Hubert Vernon Rudolph Clayton Irving Wilson Alva Anton Jeff Harley Timothy Curtis Cleveland Cecil Ollie Edmund Eli Wiley Marvin Ellis Espinoza was too old to be at a Communist party. At twenty-seven, he had seven years on the next oldest partier. He felt the demographic void. He wanted to hide behind one of the enormous filthy machines that dotted the floor of the derelict factory. Anything to escape the frank, flat looks from the beautiful children of every shade and size who couldn't understand why an old man was creepering around (1)
Several characters will leave that party, and walk away into a future we can nearly touch.
Cory Doctorow's 2017 novel concerns the attempts to create a better society—and the forces that impede them. It addresses post-scarcity, climate change, ubiquitous surveillance, revolt against established oligarchies, trans- and post-humanism. Doctorow himself has identified it as a kind of prequel to his first novel, Down and Out in the Magic Kingdom, and it could be read as a sequel to his YA novels Little Brother (2008) and Homeland (2013).
To The Nearish Future, then, where the wealthy cling to power despite the presence of 3D printing/replicator tech that will render existing economic systems obsolete. Our central characters join the Walkaway movement, an alternative culture which appears to be functioning. Powerful people do not take well to being undermined, and a Walkaway lab raises the stakes when it discovers how to replicate and download human consciousness.
Walkaway is a novel of ideas, but, any time I thought the story might slow down too much, something interesting would happen. An extended section deals with the captivity of one of the major characters, and it proves as suspenseful as any thriller. The second half make some jumps in time, showing us long-term outcomes of earlier events without the novel becoming tedious.
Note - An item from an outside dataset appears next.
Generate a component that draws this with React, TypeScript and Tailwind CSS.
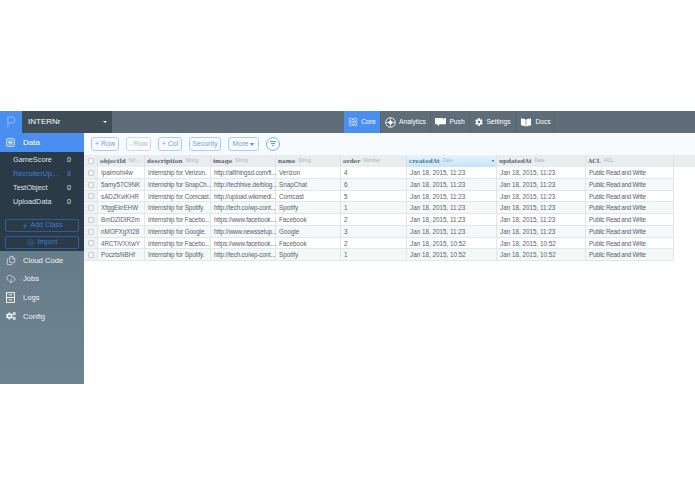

The characters vary in their depth, but they feel plausible. The dialogue, alas, in places, falters. Doctorow writes overtly political books and, while his politics place him light-years away from Robert Heinlein or Ayn Rand, it's hard not to think of those authors now and then while reading Walkaway. We have a few too many improbable dialogues wherein people discuss and espouse political theories in a manner that sounds conspicuously like the author lecturing his readers.
I also find Doctorow's view of essential human nature, untainted by big economic forces, a little bit sunny. Utopias, even utopias in the making, rarely make adequate provision for psychopaths and basic assholes. The ones who appear in this book range from plot devices to people who just need to understand that a better way exists.
In the end, I enjoyed Walkabout. It attempts the blend of technological and social speculation with adventure so typical of classic SF. Doctorow's hipster/burner style proves breezy and readable. As with all aspects of speculative fiction, it likely will sound dated when the future arrives.